In these years of austerity, €10,000 are not an insignificant amount of money and, as a researcher and a teacher, it is such a great pleasure to be able to offer a young researcher (often mid-way through a PhD) much needed cash to carry out precious fieldwork, or develop his or her own research agenda. However, if I’m honest, this is just part of why I love being a CPRA member… The CPRA shortlisted candidates present their projects not to the jury alone, but to a fairly substantial group of peers, who attend the Young Cultural Policy Researchers Forum. This is an ENCATC initiative established in 2006, which aims to offer young and early career cultural policy researchers the opportunity to meet fellow researchers and develop a personal network of colleagues with whom to share projects, experiences and good chats at the pub once yearly, when the Forum is convened just before the opening of the ENCATC big conference. The Forum coordinators at ENCATC put together various activities for the Forum participants, ranging from methodological sessions, to more pragmatic forms of training (for example, last year I led a session on ‘how to get published’ that was full of tips and very practical advice). The jury members are always involved in these activities, and this means that – in my second year as a CPRA judge – I’m starting to get to know some of the ‘Forumites’, and I love it!

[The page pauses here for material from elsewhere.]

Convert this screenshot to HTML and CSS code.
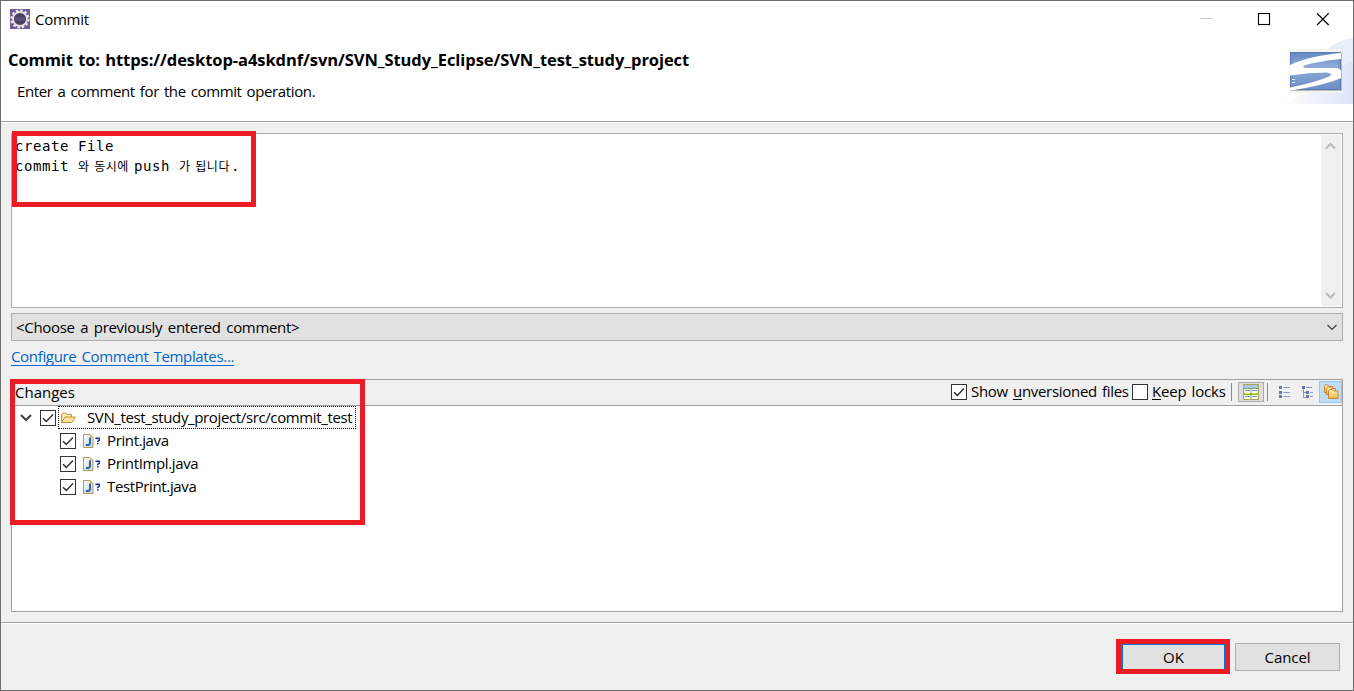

YCPR Forum participants 2012YCPR Forum participants - group photo

I really, really enjoy my time at the Young Cultural Policy Researchers Forum. I am so impressed by these young researchers, and how bright, motivated and determined they all are. Also, they are great fun. The Forum usually takes place in late summer/early autumn, when your average academic (well, at least me!) is worn out by an exhausting summer writing schedule, or by dissertation marking & teaching, and the morale is low. Yet, two days at the Forum suffice to stimulate and invigorate me: these young cultural policy researchers are so articulate (very often in a language which is not their native one), so lucid in their thinking and original in the projects they are developing. If these young scholars are representative of the work being developed in the field, then there is a bright future ahead for cultural policy research. And the feeling that, at least in some little part, by being a CPRA judge and helping out at the Forum, I am supporting this burgeoning research community makes that load of marking so much easier to bear!